Reproduce all the lines below exactly and omit the images.

=-=-=

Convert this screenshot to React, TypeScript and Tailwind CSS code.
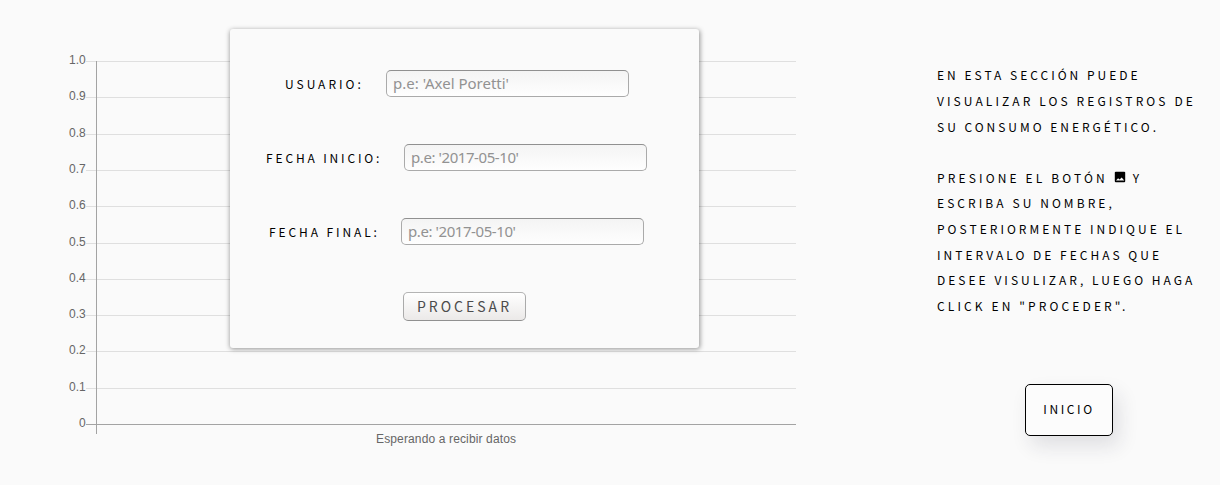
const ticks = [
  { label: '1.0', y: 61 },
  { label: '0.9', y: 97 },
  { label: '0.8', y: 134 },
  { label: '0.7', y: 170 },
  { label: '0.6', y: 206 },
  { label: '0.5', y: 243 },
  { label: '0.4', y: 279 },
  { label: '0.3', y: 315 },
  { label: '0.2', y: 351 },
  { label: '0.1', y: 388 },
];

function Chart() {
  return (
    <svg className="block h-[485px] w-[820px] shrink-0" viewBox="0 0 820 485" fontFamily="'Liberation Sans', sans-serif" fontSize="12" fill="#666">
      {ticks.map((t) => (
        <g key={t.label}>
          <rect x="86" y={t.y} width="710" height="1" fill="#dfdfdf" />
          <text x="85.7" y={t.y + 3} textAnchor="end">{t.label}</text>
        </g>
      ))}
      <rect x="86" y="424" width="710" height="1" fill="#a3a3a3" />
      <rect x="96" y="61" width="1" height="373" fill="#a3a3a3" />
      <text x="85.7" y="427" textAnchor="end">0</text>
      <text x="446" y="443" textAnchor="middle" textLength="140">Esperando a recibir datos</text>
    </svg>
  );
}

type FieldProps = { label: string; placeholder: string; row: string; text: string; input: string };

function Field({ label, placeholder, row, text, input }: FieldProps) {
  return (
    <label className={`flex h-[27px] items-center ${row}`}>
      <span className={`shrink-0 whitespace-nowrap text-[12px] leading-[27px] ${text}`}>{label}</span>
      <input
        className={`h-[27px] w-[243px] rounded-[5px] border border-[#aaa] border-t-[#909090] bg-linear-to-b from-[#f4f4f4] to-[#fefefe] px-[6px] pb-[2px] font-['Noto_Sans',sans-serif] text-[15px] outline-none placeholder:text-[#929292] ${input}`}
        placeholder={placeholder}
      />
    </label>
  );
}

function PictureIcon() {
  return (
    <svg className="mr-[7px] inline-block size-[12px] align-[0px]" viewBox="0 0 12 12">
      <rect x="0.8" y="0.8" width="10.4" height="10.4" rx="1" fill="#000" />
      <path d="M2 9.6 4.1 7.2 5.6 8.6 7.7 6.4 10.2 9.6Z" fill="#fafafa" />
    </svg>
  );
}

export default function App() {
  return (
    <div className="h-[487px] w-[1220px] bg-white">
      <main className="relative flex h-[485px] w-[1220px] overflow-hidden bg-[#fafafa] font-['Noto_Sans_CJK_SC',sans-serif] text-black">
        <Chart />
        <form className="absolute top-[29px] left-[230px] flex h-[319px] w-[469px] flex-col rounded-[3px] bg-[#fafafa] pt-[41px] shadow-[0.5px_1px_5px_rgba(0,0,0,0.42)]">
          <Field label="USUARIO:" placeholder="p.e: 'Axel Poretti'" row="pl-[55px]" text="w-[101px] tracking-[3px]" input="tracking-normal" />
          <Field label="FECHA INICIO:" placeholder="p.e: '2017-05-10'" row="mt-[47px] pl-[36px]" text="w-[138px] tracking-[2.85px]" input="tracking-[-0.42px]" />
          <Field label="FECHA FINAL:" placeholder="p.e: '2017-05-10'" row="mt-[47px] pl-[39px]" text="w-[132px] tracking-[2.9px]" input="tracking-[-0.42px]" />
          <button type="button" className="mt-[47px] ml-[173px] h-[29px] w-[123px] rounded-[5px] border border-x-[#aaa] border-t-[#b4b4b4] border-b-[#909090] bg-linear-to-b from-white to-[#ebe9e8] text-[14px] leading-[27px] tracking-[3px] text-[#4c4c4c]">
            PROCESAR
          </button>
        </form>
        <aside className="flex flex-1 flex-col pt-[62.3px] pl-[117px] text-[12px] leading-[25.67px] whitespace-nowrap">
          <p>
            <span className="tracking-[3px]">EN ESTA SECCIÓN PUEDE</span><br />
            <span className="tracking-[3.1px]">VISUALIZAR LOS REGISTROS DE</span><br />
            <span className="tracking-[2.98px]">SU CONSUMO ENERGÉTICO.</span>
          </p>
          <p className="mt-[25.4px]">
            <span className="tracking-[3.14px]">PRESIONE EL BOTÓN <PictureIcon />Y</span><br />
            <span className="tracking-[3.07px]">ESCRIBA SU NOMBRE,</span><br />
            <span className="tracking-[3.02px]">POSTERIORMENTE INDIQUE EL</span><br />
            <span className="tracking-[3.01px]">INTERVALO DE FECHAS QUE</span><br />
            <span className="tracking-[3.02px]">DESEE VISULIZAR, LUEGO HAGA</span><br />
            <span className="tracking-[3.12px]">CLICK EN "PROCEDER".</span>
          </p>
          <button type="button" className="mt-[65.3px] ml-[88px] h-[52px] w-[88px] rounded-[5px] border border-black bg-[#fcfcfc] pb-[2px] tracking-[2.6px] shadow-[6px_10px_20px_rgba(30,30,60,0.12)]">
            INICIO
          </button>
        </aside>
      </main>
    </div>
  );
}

=-=-=

● Response
Convert this screenshot to React, TypeScript and Tailwind CSS code.
const ticks = [
  { label: '1.0', y: 61 },
  { label: '0.9', y: 97 },
  { label: '0.8', y: 134 },
  { label: '0.7', y: 170 },
  { label: '0.6', y: 206 },
  { label: '0.5', y: 243 },
  { label: '0.4', y: 279 },
  { label: '0.3', y: 315 },
  { label: '0.2', y: 351 },
  { label: '0.1', y: 388 },
];

function Chart() {
  return (
    <svg className="block h-[485px] w-[820px] shrink-0" viewBox="0 0 820 485" fontFamily="'Liberation Sans', sans-serif" fontSize="12" fill="#666">
      {ticks.map((t) => (
        <g key={t.label}>
          <rect x="86" y={t.y} width="710" height="1" fill="#dfdfdf" />
          <text x="85.7" y={t.y + 3} textAnchor="end">{t.label}</text>
        </g>
      ))}
      <rect x="86" y="424" width="710" height="1" fill="#a3a3a3" />
      <rect x="96" y="61" width="1" height="373" fill="#a3a3a3" />
      <text x="85.7" y="427" textAnchor="end">0</text>
      <text x="446" y="443" textAnchor="middle" textLength="140">Esperando a recibir datos</text>
    </svg>
  );
}

type FieldProps = { label: string; placeholder: string; row: string; text: string; input: string };

function Field({ label, placeholder, row, text, input }: FieldProps) {
  return (
    <label className={`flex h-[27px] items-center ${row}`}>
      <span className={`shrink-0 whitespace-nowrap text-[12px] leading-[27px] ${text}`}>{label}</span>
      <input
        className={`h-[27px] w-[243px] rounded-[5px] border border-[#aaa] border-t-[#909090] bg-linear-to-b from-[#f4f4f4] to-[#fefefe] px-[6px] pb-[2px] font-['Noto_Sans',sans-serif] text-[15px] outline-none placeholder:text-[#929292] ${input}`}
        placeholder={placeholder}
      />
    </label>
  );
}

function PictureIcon() {
  return (
    <svg className="mr-[7px] inline-block size-[12px] align-[0px]" viewBox="0 0 12 12">
      <rect x="0.8" y="0.8" width="10.4" height="10.4" rx="1" fill="#000" />
      <path d="M2 9.6 4.1 7.2 5.6 8.6 7.7 6.4 10.2 9.6Z" fill="#fafafa" />
    </svg>
  );
}

export default function App() {
  return (
    <div className="h-[487px] w-[1220px] bg-white">
      <main className="relative flex h-[485px] w-[1220px] overflow-hidden bg-[#fafafa] font-['Noto_Sans_CJK_SC',sans-serif] text-black">
        <Chart />
        <form className="absolute top-[29px] left-[230px] flex h-[319px] w-[469px] flex-col rounded-[3px] bg-[#fafafa] pt-[41px] shadow-[0.5px_1px_5px_rgba(0,0,0,0.42)]">
          <Field label="USUARIO:" placeholder="p.e: 'Axel Poretti'" row="pl-[55px]" text="w-[101px] tracking-[3px]" input="tracking-normal" />
          <Field label="FECHA INICIO:" placeholder="p.e: '2017-05-10'" row="mt-[47px] pl-[36px]" text="w-[138px] tracking-[2.85px]" input="tracking-[-0.42px]" />
          <Field label="FECHA FINAL:" placeholder="p.e: '2017-05-10'" row="mt-[47px] pl-[39px]" text="w-[132px] tracking-[2.9px]" input="tracking-[-0.42px]" />
          <button type="button" className="mt-[47px] ml-[173px] h-[29px] w-[123px] rounded-[5px] border border-x-[#aaa] border-t-[#b4b4b4] border-b-[#909090] bg-linear-to-b from-white to-[#ebe9e8] text-[14px] leading-[27px] tracking-[3px] text-[#4c4c4c]">
            PROCESAR
          </button>
        </form>
        <aside className="flex flex-1 flex-col pt-[62.3px] pl-[117px] text-[12px] leading-[25.67px] whitespace-nowrap">
          <p>
            <span className="tracking-[3px]">EN ESTA SECCIÓN PUEDE</span><br />
            <span className="tracking-[3.1px]">VISUALIZAR LOS REGISTROS DE</span><br />
            <span className="tracking-[2.98px]">SU CONSUMO ENERGÉTICO.</span>
          </p>
          <p className="mt-[25.4px]">
            <span className="tracking-[3.14px]">PRESIONE EL BOTÓN <PictureIcon />Y</span><br />
            <span className="tracking-[3.07px]">ESCRIBA SU NOMBRE,</span><br />
            <span className="tracking-[3.02px]">POSTERIORMENTE INDIQUE EL</span><br />
            <span className="tracking-[3.01px]">INTERVALO DE FECHAS QUE</span><br />
            <span className="tracking-[3.02px]">DESEE VISULIZAR, LUEGO HAGA</span><br />
            <span className="tracking-[3.12px]">CLICK EN "PROCEDER".</span>
          </p>
          <button type="button" className="mt-[65.3px] ml-[88px] h-[52px] w-[88px] rounded-[5px] border border-black bg-[#fcfcfc] pb-[2px] tracking-[2.6px] shadow-[6px_10px_20px_rgba(30,30,60,0.12)]">
            INICIO
          </button>
        </aside>
      </main>
    </div>
  );
}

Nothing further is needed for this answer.